AI vs No-Code vs Low-Code: Choosing the Right MVP Approach
Your first build is a bet. Pick the stack that minimizes unknowns, not the one with the most features. Here's a pragmatic way to choose between AI, no-code, and low-code for an enterprise-ready MVP.
When AI-first wins
Use AI when value depends on synthesis, not CRUD. A classic case: spinning up a blog generator AI to validate content-market fit. In 48 hours, you can ingest a few knowledge bases, craft task-specific prompts, add retrieval, and ship an editor with human-in-the-loop review. Measure latency, factuality, and edit distance; set guardrails with PII filters and prompt templates. If your differentiator is intelligence or personalization, start here.

When no-code shines
No-code is best for workflow validation with clear data shapes. Think partner onboarding, inventory counts, or a sales playbook. The common debate-Glide vs AI app builder-boils down to data control and extensibility. Glide accelerates list-detail flows off Sheets or Airtable; AI app builders speed chat-style UX over your docs. For week-one traction, ship forms, roles, and basic automations, then confirm adoption with event analytics.

When low-code scales
Choose low-code when integrations and governance matter on day one. Tools like Retool (or a Retool alternative) give RBAC, audit logs, OAuth to major SaaS, and escape hatches for custom code. If you need to hit internal APIs, transform data, and enforce policies, low-code beats pure no-code while avoiding a full framework rewrite.

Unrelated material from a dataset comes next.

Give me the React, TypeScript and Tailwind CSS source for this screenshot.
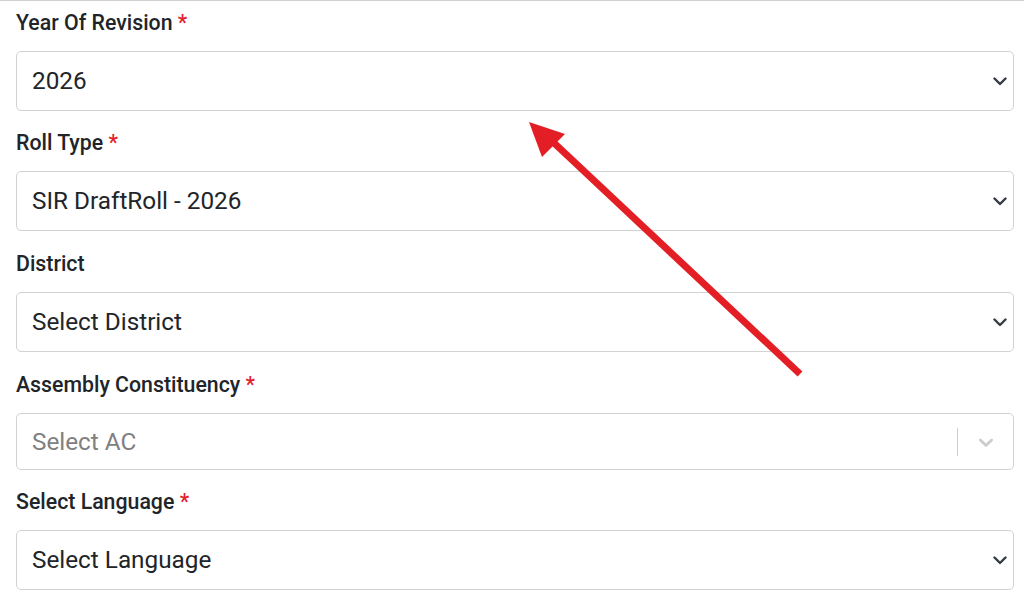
import React from "react";

const Chevron = () => (
  <svg width="14" height="9" viewBox="0 0 14 9" className="shrink-0">
    <polyline points="1.5,1.5 7,7 12.5,1.5" fill="none" stroke="#343a40" strokeWidth="2.4" strokeLinecap="round" strokeLinejoin="round" />
  </svg>
);

const Label = ({ text, req }: { text: string; req?: boolean }) => (
  <div className="text-[21.3px] leading-[24px] font-medium text-[#212529] mb-4">
    {text}
    {req && <span className="text-[#e4202a]"> *</span>}
  </div>
);

const SelectBox = ({ value }: { value: string }) => (
  <div className="h-[60px] w-full rounded-[5px] border border-[#d2d2d2] bg-white flex items-center pl-[15px] pr-[6px]">
    <span className="text-[24.3px] leading-[28px] text-[#212529]">{value}</span>
    <div className="ml-auto flex items-center">
      <Chevron />
    </div>
  </div>
);

export default function App() {
  return (
    <div className="relative w-[1024px] h-[604px] overflow-hidden bg-white border-t border-[#d0d0d0] font-['Roboto',sans-serif]">
      <div className="flex flex-col pl-4 pr-[10px] pt-[10px]">
        <Label text="Year Of Revision" req />
        <SelectBox value="2026" />

        <div className="mt-5">
          <Label text="Roll Type" req />
          <SelectBox value="SIR DraftRoll - 2026" />
        </div>

        <div className="mt-[21px]">
          <Label text="District" />
          <SelectBox value="Select District" />
        </div>

        <div className="mt-[21px]">
          <Label text="Assembly Constituency" req />
          <div className="h-[57px] w-full rounded-[5px] border border-[#d2d2d2] bg-white flex items-center pl-[15px] pr-[15px]">
            <span className="text-[24.3px] leading-[28px] text-[#808080]">Select AC</span>
            <div className="ml-auto flex items-center">
              <div className="w-px h-[28px] bg-[#cccccc]" />
              <svg width="24" height="24" viewBox="0 0 20 20" className="ml-4 shrink-0" fill="#cccccc">
                <path d="M4.516 7.548c0.436-0.446 1.043-0.481 1.576 0l3.908 3.747 3.908-3.747c0.533-0.481 1.141-0.446 1.574 0 0.436 0.445 0.408 1.197 0 1.615-0.406 0.418-4.695 4.502-4.695 4.502-0.217 0.223-0.502 0.335-0.787 0.335s-0.57-0.112-0.789-0.335c0 0-4.287-4.084-4.695-4.502s-0.436-1.17 0-1.615z" />
              </svg>
            </div>
          </div>
        </div>

        <div className="mt-5">
          <Label text="Select Language" req />
          <SelectBox value="Select Language" />
        </div>
      </div>

      <svg className="absolute left-0 top-0 pointer-events-none" width="1024" height="604" viewBox="0 0 1024 604">
        <line x1="800" y1="373" x2="553" y2="141" stroke="#e31e24" strokeWidth="7" />
        <polygon points="529,121 565,133 542,156" fill="#e31e24" />
      </svg>
    </div>
  );
}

Decision rules that rarely fail
- If data changes hourly and sources are messy, go AI-first with retrieval and feedback loops.
- If you need tables, forms, and quick permissions, ship no-code and avoid premature modeling.

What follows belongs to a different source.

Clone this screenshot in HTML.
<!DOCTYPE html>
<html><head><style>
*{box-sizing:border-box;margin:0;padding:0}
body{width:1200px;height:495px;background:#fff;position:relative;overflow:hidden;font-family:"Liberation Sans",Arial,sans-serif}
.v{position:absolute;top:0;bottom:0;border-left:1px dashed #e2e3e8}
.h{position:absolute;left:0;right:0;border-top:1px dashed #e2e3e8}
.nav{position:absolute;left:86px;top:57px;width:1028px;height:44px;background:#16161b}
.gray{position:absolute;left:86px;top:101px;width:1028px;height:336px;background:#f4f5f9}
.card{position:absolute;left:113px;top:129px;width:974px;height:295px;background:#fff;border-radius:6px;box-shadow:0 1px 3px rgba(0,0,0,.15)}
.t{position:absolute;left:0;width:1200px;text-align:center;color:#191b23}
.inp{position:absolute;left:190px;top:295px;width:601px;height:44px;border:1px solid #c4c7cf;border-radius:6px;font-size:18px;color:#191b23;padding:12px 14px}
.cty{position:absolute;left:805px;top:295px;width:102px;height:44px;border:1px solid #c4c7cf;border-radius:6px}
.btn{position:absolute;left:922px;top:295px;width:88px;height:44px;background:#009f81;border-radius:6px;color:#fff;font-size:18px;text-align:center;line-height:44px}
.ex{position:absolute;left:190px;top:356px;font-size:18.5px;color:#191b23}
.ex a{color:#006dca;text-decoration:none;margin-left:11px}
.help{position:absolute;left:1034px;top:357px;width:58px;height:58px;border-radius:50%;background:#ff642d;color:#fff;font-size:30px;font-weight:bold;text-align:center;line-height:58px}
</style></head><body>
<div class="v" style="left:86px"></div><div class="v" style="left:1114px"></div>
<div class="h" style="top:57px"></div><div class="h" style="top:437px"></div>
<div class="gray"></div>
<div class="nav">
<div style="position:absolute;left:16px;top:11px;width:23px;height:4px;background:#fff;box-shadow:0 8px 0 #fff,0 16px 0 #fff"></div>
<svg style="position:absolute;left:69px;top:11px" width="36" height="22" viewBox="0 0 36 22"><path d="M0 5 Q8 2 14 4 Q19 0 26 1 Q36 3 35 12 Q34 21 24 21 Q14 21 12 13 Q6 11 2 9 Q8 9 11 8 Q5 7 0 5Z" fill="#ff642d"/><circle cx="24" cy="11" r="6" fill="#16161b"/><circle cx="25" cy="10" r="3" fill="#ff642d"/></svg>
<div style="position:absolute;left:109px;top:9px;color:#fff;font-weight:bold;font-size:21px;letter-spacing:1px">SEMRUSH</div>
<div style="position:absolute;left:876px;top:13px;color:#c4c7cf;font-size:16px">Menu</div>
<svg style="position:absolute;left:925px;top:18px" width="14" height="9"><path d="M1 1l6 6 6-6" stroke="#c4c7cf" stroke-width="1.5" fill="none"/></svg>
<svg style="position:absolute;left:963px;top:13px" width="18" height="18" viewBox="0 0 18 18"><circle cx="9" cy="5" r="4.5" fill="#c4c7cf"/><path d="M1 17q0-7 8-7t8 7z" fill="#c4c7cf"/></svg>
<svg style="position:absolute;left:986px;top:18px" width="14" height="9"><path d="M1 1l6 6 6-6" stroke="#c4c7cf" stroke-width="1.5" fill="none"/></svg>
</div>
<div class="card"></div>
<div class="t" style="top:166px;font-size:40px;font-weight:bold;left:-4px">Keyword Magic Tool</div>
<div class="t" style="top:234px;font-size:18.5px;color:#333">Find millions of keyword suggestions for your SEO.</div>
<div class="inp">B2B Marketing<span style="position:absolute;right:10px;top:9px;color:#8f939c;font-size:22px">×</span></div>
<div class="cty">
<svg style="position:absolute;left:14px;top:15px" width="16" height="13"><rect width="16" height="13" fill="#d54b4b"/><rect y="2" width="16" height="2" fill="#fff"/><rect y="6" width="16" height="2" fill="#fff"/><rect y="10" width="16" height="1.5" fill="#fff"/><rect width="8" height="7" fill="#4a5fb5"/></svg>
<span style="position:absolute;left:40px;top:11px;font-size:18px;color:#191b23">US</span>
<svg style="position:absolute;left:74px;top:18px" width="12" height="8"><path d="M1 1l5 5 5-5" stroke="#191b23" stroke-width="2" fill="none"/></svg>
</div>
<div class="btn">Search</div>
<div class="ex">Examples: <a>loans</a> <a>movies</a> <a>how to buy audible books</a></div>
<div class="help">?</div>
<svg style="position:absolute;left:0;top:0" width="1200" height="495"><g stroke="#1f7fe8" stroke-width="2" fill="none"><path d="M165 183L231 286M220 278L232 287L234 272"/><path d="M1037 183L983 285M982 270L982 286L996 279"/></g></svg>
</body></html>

- If compliance, SSO, and complex APIs are required, adopt low-code components early.
- Unknown market? Bias to the fastest path that still logs everything.
Week-one blueprint
- Day 1: Write the one-sentence outcome; define two metrics that prove it.

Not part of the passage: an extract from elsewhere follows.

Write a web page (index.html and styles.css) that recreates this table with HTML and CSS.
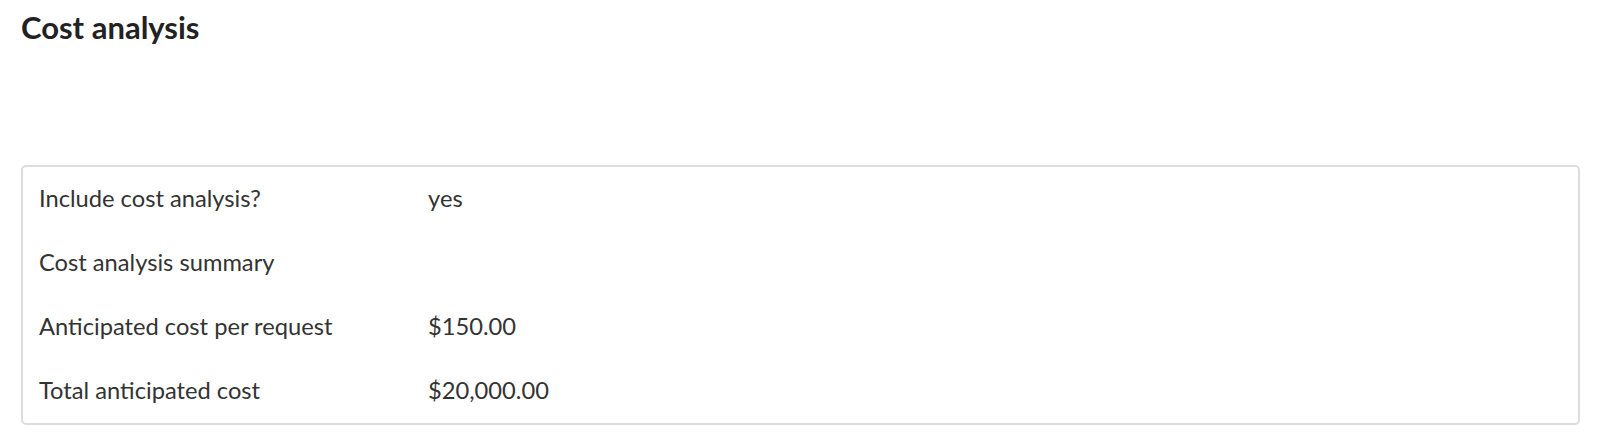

- Day 2: Data plan-where truth lives, retention rules, redaction.
- Day 3: Scaffold UX: Glide app, AI chat, or low-code dashboard.
- Day 4: Add instrumentation (events, traces), feature flags, and rate limits.
- Day 5: Ship to 5 users; run a structured debrief; cut scope, double down.
Avoidable pitfalls
- AI without evaluators: create gold sets; track hallucination fixes per 100 edits.
- No-code sprawl: freeze schema by week two; centralize automations.
- Low-code lock-in: for every component, note the exit cost in hours.
Design your exit
Whichever path you start on, keep data portable (SQL or Parquet), go API-first, and isolate domain logic. Maintain contract tests for critical flows, and document a rewrite trigger: two weeks of engineer time or a 20% gross margin hit. Then move deliberately, not desperately. Iterate, instrument, and keep options open.